Born in 1987, Barrio became an apprentice bullfighter in 2008, then quickly rose to become a professional. The day Barrio became professional, April 8th, 2012, also happened to be the 50th anniversary of the death of Juan Belmonte, a Spanish bullfighter.

From childhood, Barrio had always been captivated by bullfighting, said a neighbor from Barrio's hometown of Grajera. For birthdays and The Day of the Three Kings, Barrio would receive presents like a cape, or a bullfighter's suit, the neighbor recalled.

On Sunday, over 3,000 people walked in a procession through the town of Sepulveda, about 80 miles north of Madrid. Barrio had been a resident of Sepulveda, and shouts of "Bullfighter! Bullfighter!" rang out as his coffin was carried on the shoulders of his cuadrilla, his entourage of assistants.

In this town of 250 inhabitants, calendars bearing Barrio's photo still hang on the walls of buildings -- a testament to the legacy he has left behind. Many children looked up to him with "admiration," and he is remembered by neighbors for being an "excellent person, marvelous, a sun, polite with everyone," reported the Spanish newspaper, ABC.

On Twitter, Barrio's widow, 32-year-old Raquel Sanz, wrote a message of heartbreak.
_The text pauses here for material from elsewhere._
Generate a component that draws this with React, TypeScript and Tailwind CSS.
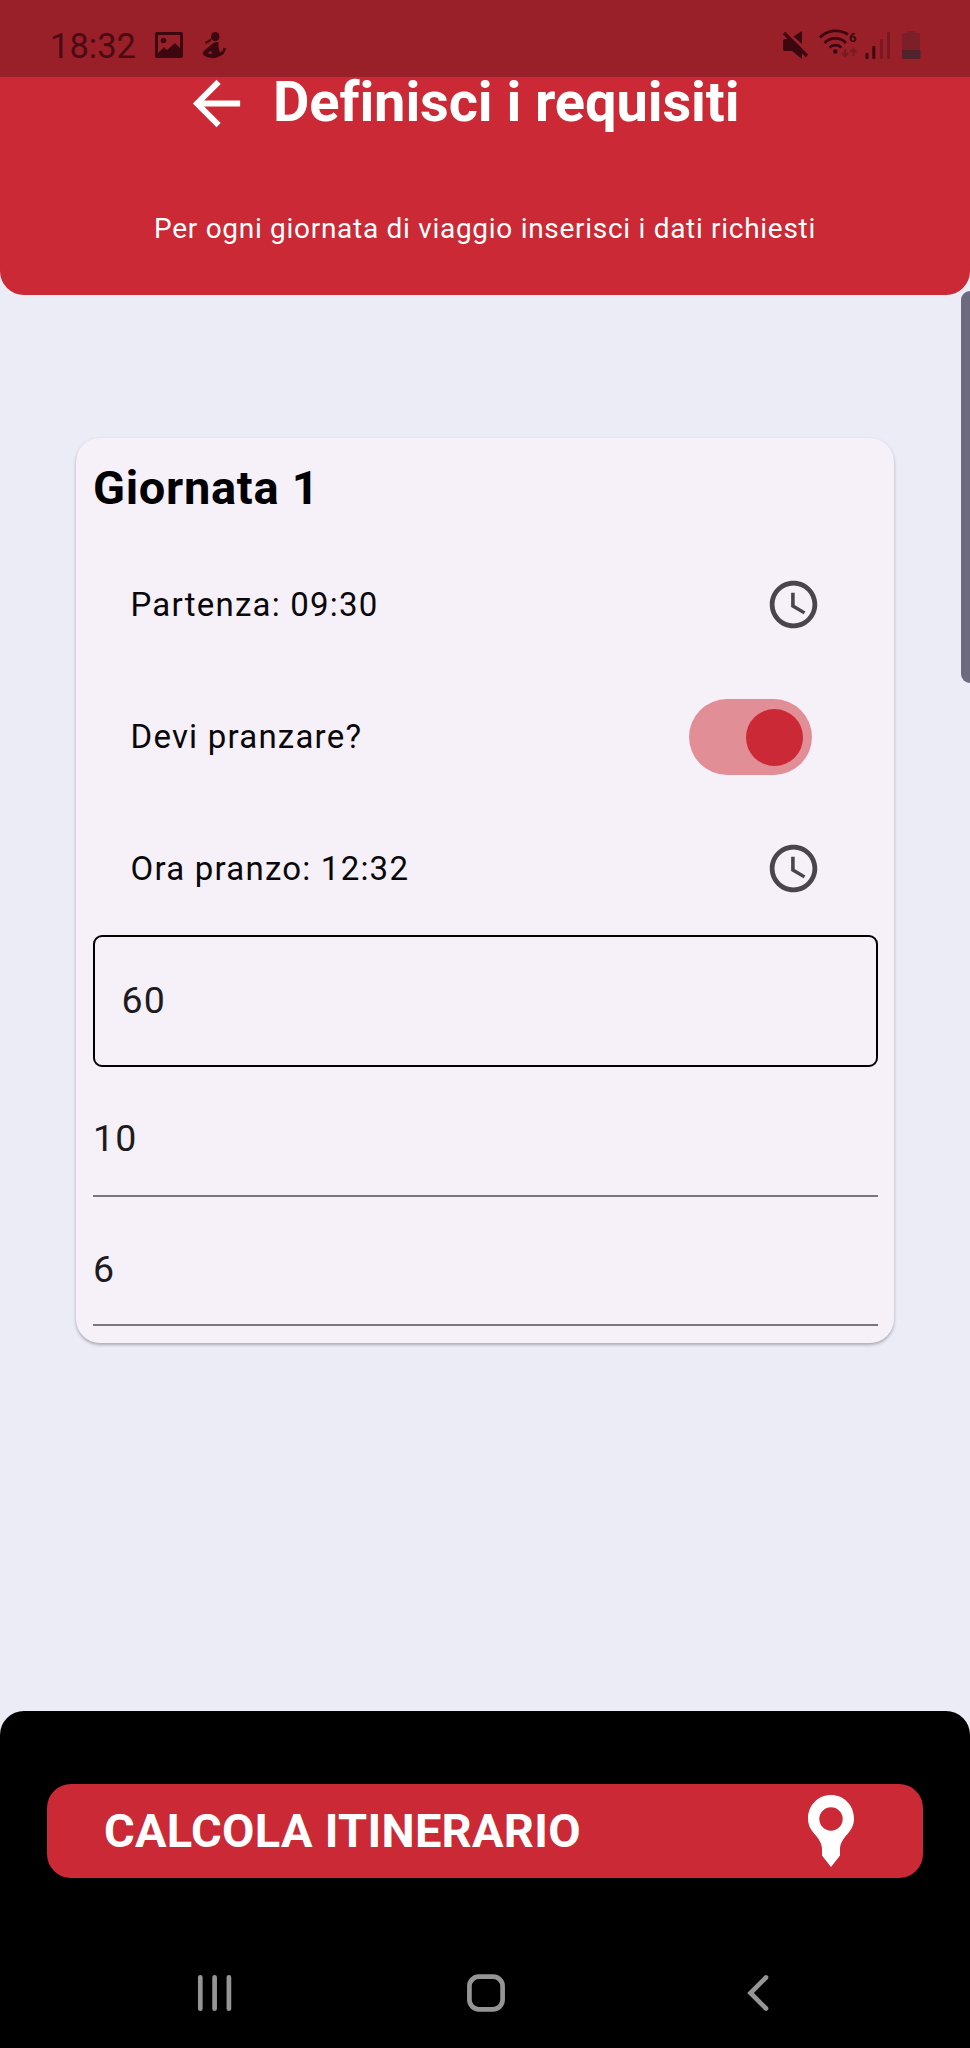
import React from "react";

function StatusIcons() {
  return (
    <svg width="155" height="40" viewBox="780 25 155 40" fill="#3c070f">
      <path d="M783 41q0-2 2-2h6l11-7v27l-10-8h-7q-2 0-2-2z" />
      <path d="M782 29.500l28 26.500V40l-14-12z" fill="#992029" />
      <path d="M793.500 36.500L802 31v13z" />
      <path d="M784 33l23 23" stroke="#3c070f" strokeWidth="3.200" />
      <g fill="none" stroke="#3c070f" strokeWidth="2.800">
        <path d="M820 37.500a22 22 0 0 1 28-3" />
        <path d="M824.500 43a15 15 0 0 1 21.500 0" />
        <path d="M829.500 47.500a9 9 0 0 1 12 0" />
      </g>
      <circle cx="835.300" cy="51.500" r="2.300" />
      <text x="849" y="41.500" fontSize="13" fontWeight="700" fontFamily="Roboto, sans-serif">6</text>
      <g fill="none" stroke="#741b23" strokeWidth="2">
        <path d="M845 49v7m-3-3l3 3 3-3M853.500 56v-7m-3 3l3-3 3 3" />
      </g>
      <rect x="865.500" y="53" width="3" height="6" rx="1" />
      <rect x="872.300" y="46" width="3" height="13" rx="1" />
      <rect x="880" y="39" width="3" height="20" rx="1" fill="#7a1820" />
      <rect x="887" y="32" width="3" height="27" rx="1" fill="#7a1820" />
      <path d="M902 35q0-2 2-2h3v-2h8v2h3q2 0 2 2v15h-18z" fill="#7d1f28" />
      <path d="M902 50h18.500v7q0 2-2 2H904q-2 0-2-2z" fill="#4f2329" />
    </svg>
  );
}

function StatusBar() {
  return (
    <div className="flex h-[76.5px] shrink-0 items-start justify-between bg-[#992029] pt-[25px] pr-[35px] pl-[50px]">
      <div className="flex h-10 items-start">
        <span className="w-[103px] text-[34.5px] leading-[42px] text-[#4a0b13]">18:32</span>
        <svg width="75" height="40" viewBox="153 25 75 40" fill="#3c070f">
          <path
            fillRule="evenodd"
            d="M157 32h24q2 0 2 2v22q0 2-2 2h-24q-2 0-2-2V34q0-2 2-2zm1 3v18l6-6 3 3 8-7 5 5V35z"
          />
          <circle cx="163.500" cy="40.500" r="2.800" />
          <ellipse cx="215.300" cy="36.500" rx="4.200" ry="4.600" />
          <path d="M211 45q4-4 7.500-2.500v5l1.500 5q3-1 3.500-5l2.500 1q-1 6-7 8-4 3-10 1-5-1-6.500-4 1-3 8.500-8.500z" />
          <path d="M205 42l7-4-1 3-5 3z" />
          <path d="M207.500 53.500l3.500-3 1 3.500z" fill="#992029" />
        </svg>
      </div>
      <StatusIcons />
    </div>
  );
}

function ArrowBack() {
  return (
    <svg width="71" height="71" viewBox="0 0 24 24" fill="white" className="-my-3 shrink-0">
      <path d="M20 11H7.830l5.590-5.590L12 4l-8 8 8 8 1.410-1.410L7.830 13H20v-2z" />
    </svg>
  );
}

function Clock() {
  return (
    <svg width="57" height="57" viewBox="0 0 24 24" fill="#49454a">
      <path d="M11.990 2C6.470 2 2 6.480 2 12s4.470 10 9.990 10C17.520 22 22 17.520 22 12S17.520 2 11.990 2zM12 20c-4.420 0-8-3.580-8-8s3.580-8 8-8 8 3.580 8 8-3.580 8-8 8zm.5-13H11v6l5.250 3.150.75-1.230-4.500-2.670z" />
    </svg>
  );
}

function Toggle() {
  return (
    <button
      role="switch"
      aria-checked="true"
      aria-label="Devi pranzare?"
      className="flex h-[75.5px] w-[122.7px] items-center justify-end rounded-full bg-[#e18e97] pr-[9.4px]"
    >
      <span className="size-[57px] rounded-full bg-[#ca2935]" />
    </button>
  );
}

function Row({ label, children }: { label: string; children: React.ReactNode }) {
  return (
    <div className="flex h-[132px] items-center justify-between pl-[38px]">
      <span className="-mt-px text-[33px] leading-[40px] tracking-[1.22px] text-[#0a080b]">{label}</span>
      {children}
    </div>
  );
}

function Card() {
  return (
    <section className="mx-auto mt-[143.5px] h-[905px] w-[818.6px] rounded-[24px] bg-[#f6f1f9] pr-[16.4px] pl-[16.8px] shadow-[0_2px_3px_rgba(0,0,0,0.24),0_1px_5px_rgba(0,0,0,0.06)]">
      <h2 className="pt-[20px] pl-[0.4px] text-[47px] leading-[60px] font-bold tracking-[0.7px] text-black">Giornata 1</h2>
      <div className="mt-[21px]">
        <Row label="Partenza: 09:30">
          <div className="-mt-px pr-[55.6px]"><Clock /></div>
        </Row>
        <Row label="Devi pranzare?">
          <div className="pr-[66px]"><Toggle /></div>
        </Row>
        <Row label="Ora pranzo: 12:32">
          <div className="-mt-px pr-[55.6px]"><Clock /></div>
        </Row>
      </div>
      <div className="flex h-[132px] items-center rounded-[9px] border-[2.4px] border-black pb-[2px] pl-[27px] text-[37.5px] tracking-[1.2px] text-[#1d1b20]">
        60
      </div>
      <div className="flex h-[129.5px] items-center border-b-[2.4px] border-[#7c757f] pt-[14px] pl-[0.4px] text-[37.5px] tracking-[1.2px] text-[#1d1b20]">
        10
      </div>
      <div className="flex h-[129.5px] items-center border-b-[2.4px] border-[#7c757f] pt-[17px] pl-[0.4px] text-[37.5px] tracking-[1.2px] text-[#1d1b20]">
        6
      </div>
    </section>
  );
}

function Pin() {
  return (
    <svg width="46" height="72" viewBox="0 0 46 72" fill="white">
      <path
        fillRule="evenodd"
        d="M23 0C10 0 0 10.500 0 23.500c0 6.500 2.500 11 6.500 15.500 4.500 5 7.500 9.500 7.500 15.500v6L23 72l9-11.500v-6c0-6 3-10.500 7.500-15.500 4-4.500 6.500-9 6.500-15.500C46 10.500 36 0 23 0zm0 12.300a11.700 11.700 0 1 1 0 23.400 11.700 11.700 0 0 1 0-23.400z"
      />
    </svg>
  );
}

function NavBar() {
  return (
    <nav className="mt-[95.5px] flex items-center justify-between pr-[201.5px] pl-[197px]">
      <svg width="35" height="38" viewBox="0 0 35 38" stroke="#959595" strokeWidth="4.700" strokeLinecap="round">
        <path d="M3.300 3.300v31.400M17.600 3.300v31.400M31.900 3.300v31.400" />
      </svg>
      <svg width="38" height="38" viewBox="0 0 38 38" fill="none" stroke="#959595" strokeWidth="4.700" className="-ml-[6px]">
        <rect x="2.400" y="2.700" width="33.200" height="32.600" rx="9.500" />
      </svg>
      <svg width="22" height="38" viewBox="0 0 22 38" fill="none" stroke="#959595" strokeWidth="4.700" strokeLinecap="round">
        <path d="M19 3.500L3.500 19 19 34.500" />
      </svg>
    </nav>
  );
}

export default function App() {
  return (
    <div className="relative flex h-[2048px] w-[970px] flex-col overflow-hidden bg-[#ececf7] font-[Roboto,sans-serif]">
      <StatusBar />
      <header className="flex h-[218px] shrink-0 flex-col items-center rounded-b-[24px] bg-[#ca2935] text-white">
        <div className="flex h-[54px] w-full items-center pl-[181px]">
          <ArrowBack />
          <h1 className="-mt-[4px] pl-[21px] text-[56px] leading-[52px] font-bold tracking-[-0.1px] whitespace-nowrap">
            Definisci i requisiti
          </h1>
        </div>
        <p className="mt-[80px] text-[28px] leading-[36px] tracking-[0.71px] whitespace-nowrap">
          Per ogni giornata di viaggio inserisci i dati richiesti
        </p>
      </header>
      <Card />
      <footer className="mt-auto h-[337.5px] shrink-0 rounded-t-[24px] bg-black pt-[73.5px]">
        <button className="ml-[47.2px] flex h-[94.3px] w-[875.8px] items-center justify-between rounded-[24px] bg-[#ca2935] pr-[69px] pl-[56.8px] text-[47px] font-bold tracking-[0.27px] text-white">
          <span className="-mt-px leading-[56px]">CALCOLA ITINERARIO</span>
          <Pin />
        </button>
        <NavBar />
      </footer>
      <div className="absolute top-[291px] right-0 h-[392px] w-[9px] rounded-l-[9px] bg-[#6d6a7f]" />
    </div>
  );
}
She had watched her husband die right in front of her at the ring. She thanked everyone for their support, but tweeted, "My life has gone, I have no strength."

Others, however, were less sympathetic, pointing out that bullfighting is a cruel sport and that Barrio, as a matador, had it coming for him.

About 2,000 bullfights are still held every year in Spain, according to the BBC, and over 7,000 bulls die are killed each year as a result. The numbers have been declining however, with several Spanish regions and cities, including Catalonia, banning the practice outright. Many Spaniards consider bullfighting a tradition that reaches back through the centuries. Many others, however, call it barbarism best left to the Middle Ages.